▶ [Task goal] Copy, in full, each line of the material that holds the word "this".

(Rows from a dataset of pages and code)
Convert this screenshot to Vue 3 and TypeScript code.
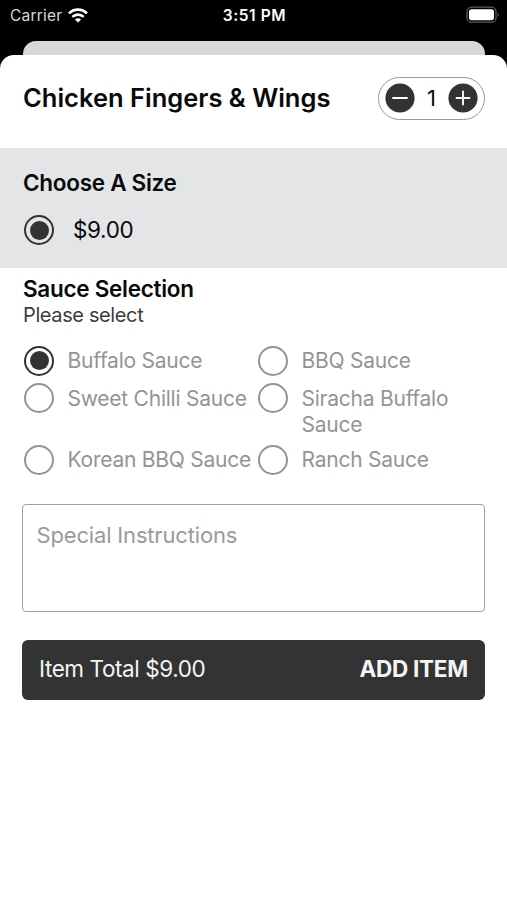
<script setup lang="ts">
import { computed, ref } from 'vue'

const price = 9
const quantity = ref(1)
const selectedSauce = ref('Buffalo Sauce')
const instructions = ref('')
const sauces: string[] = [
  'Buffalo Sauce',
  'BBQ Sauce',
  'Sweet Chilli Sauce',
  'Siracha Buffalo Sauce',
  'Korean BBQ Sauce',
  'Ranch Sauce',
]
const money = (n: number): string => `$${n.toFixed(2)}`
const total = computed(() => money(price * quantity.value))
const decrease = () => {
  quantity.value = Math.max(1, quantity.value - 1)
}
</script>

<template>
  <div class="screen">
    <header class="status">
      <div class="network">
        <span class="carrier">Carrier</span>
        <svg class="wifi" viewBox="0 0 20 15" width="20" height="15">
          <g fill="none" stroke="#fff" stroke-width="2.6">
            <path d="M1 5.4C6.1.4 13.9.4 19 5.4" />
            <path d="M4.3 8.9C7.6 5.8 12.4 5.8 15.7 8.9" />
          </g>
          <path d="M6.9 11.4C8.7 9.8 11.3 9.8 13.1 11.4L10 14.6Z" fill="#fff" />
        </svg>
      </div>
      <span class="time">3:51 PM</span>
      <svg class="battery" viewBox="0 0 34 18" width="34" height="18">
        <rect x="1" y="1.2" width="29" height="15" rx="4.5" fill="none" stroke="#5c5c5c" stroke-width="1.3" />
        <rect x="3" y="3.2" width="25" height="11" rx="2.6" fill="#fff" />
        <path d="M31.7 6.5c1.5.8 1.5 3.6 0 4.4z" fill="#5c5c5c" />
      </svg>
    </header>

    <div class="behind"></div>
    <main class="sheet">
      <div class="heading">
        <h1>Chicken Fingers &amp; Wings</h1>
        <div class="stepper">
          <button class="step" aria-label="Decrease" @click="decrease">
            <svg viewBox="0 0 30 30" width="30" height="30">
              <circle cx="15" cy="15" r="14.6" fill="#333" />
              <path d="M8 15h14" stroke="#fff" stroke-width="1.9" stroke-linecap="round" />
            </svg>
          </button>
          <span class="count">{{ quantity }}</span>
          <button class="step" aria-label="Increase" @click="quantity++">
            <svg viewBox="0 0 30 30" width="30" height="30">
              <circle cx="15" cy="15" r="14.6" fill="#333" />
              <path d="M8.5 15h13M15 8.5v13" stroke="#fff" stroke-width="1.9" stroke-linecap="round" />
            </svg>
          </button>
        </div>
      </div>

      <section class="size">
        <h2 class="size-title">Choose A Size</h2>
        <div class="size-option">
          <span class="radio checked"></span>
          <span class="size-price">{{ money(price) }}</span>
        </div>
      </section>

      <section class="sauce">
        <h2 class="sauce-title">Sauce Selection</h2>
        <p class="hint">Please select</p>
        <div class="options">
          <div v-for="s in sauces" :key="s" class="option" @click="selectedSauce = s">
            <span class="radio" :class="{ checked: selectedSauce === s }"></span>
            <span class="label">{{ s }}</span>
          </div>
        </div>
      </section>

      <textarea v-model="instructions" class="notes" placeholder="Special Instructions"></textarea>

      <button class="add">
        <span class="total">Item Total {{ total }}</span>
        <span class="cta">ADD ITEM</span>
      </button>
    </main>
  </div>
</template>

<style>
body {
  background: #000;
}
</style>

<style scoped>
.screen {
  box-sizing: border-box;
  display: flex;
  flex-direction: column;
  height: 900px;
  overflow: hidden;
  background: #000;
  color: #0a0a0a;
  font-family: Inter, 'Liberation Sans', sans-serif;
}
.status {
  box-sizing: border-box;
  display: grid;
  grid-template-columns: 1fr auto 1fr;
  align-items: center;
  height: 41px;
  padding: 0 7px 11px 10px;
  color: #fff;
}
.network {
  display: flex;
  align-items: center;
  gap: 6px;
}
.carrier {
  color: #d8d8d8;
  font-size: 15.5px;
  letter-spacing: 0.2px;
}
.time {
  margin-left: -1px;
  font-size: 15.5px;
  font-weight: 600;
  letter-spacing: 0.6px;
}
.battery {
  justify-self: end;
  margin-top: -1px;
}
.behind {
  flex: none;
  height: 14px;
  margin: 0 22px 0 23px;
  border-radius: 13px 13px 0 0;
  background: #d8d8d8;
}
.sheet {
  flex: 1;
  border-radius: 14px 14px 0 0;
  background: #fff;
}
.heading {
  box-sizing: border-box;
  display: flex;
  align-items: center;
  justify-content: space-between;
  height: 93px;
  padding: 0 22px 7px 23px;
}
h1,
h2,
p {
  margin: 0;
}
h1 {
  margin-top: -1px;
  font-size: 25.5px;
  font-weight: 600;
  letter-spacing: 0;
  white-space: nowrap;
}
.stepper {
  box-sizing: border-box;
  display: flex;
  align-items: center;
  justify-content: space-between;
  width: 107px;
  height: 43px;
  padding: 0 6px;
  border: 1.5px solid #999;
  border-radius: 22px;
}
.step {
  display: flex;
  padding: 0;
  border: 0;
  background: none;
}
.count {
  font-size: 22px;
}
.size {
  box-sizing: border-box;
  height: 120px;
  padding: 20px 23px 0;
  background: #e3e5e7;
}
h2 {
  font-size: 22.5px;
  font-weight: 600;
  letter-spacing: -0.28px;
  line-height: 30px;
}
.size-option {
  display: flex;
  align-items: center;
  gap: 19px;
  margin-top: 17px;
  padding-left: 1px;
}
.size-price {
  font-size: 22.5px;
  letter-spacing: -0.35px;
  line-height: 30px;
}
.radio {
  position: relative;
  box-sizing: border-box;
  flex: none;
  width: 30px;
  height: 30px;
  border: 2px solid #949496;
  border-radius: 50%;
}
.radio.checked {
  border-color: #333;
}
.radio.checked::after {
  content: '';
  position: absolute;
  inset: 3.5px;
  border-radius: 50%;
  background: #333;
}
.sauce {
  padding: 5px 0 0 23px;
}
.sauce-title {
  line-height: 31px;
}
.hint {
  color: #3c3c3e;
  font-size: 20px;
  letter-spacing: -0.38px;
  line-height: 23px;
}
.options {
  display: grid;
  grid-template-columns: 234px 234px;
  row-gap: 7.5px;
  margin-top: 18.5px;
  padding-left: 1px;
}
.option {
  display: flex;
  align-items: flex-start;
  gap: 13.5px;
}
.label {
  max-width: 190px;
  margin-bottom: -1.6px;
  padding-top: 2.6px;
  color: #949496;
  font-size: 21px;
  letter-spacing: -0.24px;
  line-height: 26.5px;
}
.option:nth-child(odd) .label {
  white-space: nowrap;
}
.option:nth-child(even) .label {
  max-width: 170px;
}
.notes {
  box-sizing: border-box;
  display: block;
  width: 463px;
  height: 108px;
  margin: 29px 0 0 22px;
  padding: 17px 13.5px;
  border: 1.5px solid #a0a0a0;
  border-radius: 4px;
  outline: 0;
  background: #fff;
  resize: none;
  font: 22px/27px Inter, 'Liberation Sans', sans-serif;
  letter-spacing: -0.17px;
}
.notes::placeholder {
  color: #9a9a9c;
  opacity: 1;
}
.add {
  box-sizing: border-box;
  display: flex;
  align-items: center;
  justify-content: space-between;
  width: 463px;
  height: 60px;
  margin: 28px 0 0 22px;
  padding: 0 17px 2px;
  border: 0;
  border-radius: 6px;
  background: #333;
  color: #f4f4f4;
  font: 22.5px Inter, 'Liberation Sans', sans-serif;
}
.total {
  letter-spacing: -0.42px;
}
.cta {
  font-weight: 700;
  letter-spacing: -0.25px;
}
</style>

...

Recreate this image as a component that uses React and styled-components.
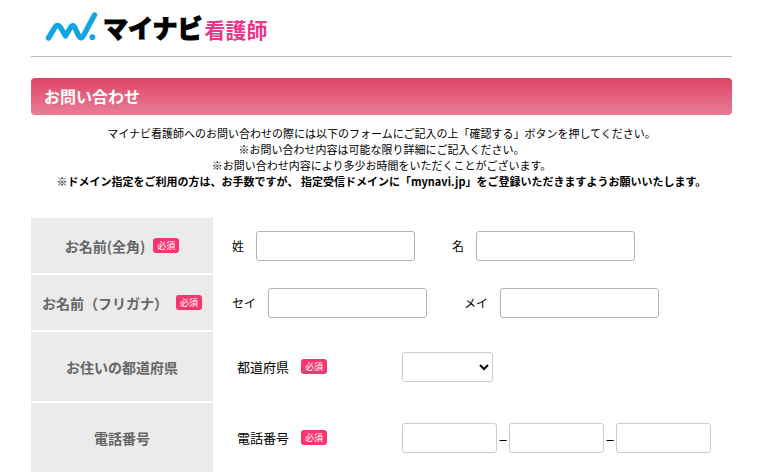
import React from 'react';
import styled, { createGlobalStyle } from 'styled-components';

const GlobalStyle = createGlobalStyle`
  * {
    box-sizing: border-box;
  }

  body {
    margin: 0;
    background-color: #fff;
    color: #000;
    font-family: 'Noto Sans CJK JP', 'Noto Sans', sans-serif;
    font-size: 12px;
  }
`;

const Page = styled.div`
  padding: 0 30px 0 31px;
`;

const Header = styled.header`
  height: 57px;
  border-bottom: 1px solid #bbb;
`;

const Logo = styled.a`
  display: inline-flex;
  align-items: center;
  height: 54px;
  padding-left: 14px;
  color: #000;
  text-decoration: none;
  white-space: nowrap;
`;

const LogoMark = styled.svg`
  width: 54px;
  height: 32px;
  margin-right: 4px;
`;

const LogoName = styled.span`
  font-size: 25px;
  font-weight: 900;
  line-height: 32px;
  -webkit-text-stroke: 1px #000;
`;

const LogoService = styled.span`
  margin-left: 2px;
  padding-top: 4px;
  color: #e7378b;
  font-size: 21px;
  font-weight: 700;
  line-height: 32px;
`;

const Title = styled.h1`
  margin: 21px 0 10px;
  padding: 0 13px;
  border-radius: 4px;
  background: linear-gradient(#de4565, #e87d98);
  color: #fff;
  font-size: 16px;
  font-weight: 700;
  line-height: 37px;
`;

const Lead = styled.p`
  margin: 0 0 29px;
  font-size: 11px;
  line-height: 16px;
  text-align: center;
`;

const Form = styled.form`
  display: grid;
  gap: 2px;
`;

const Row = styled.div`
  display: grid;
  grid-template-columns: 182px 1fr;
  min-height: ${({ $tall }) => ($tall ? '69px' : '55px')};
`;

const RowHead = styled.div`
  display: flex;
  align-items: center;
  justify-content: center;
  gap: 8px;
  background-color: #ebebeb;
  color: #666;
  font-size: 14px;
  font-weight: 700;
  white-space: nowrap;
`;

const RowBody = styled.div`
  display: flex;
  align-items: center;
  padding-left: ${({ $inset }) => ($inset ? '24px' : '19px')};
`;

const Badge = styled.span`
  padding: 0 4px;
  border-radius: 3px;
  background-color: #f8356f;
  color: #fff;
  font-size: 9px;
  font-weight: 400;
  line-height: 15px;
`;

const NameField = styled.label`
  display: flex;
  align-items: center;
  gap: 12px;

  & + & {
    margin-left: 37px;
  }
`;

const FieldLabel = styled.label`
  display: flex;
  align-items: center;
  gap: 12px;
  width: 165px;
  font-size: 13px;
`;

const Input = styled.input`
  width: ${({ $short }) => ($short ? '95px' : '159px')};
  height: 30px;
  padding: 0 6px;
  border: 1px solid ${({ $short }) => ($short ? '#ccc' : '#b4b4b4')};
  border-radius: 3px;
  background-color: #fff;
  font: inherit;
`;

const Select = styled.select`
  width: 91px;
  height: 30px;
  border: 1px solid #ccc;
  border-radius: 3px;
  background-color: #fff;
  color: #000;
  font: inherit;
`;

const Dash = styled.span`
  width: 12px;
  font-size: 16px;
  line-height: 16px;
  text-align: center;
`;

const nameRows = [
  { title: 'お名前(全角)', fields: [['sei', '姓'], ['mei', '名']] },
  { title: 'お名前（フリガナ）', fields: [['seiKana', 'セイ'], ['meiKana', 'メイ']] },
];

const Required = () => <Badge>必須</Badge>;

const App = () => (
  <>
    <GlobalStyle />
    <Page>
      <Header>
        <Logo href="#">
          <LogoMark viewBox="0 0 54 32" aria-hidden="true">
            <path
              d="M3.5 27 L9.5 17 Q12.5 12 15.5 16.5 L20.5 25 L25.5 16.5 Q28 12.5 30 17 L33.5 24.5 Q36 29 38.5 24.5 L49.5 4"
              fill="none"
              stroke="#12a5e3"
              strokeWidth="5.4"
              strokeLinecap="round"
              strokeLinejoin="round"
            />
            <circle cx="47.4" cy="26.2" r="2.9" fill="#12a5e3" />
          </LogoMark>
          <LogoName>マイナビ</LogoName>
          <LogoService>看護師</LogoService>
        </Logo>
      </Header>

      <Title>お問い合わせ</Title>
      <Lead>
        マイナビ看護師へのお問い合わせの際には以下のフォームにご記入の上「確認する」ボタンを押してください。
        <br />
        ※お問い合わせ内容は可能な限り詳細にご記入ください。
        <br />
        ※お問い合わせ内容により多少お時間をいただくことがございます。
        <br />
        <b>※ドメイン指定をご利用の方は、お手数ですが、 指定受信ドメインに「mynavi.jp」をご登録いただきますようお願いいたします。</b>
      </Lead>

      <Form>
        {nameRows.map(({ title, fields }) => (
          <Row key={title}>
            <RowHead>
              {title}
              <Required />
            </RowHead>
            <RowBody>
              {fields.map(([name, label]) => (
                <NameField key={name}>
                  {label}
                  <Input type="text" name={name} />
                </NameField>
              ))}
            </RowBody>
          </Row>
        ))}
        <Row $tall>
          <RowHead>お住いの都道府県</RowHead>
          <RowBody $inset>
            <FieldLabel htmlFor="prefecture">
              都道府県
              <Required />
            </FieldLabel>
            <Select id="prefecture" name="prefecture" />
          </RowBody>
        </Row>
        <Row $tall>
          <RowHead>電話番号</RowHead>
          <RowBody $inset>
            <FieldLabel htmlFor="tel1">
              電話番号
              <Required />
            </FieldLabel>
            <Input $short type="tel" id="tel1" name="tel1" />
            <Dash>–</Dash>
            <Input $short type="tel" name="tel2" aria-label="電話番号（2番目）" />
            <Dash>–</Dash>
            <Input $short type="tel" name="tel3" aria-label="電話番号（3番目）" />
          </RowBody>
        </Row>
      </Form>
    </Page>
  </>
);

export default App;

▶ [Result]
Convert this screenshot to Vue 3 and TypeScript code.
Recreate this image as a component that uses React and styled-components.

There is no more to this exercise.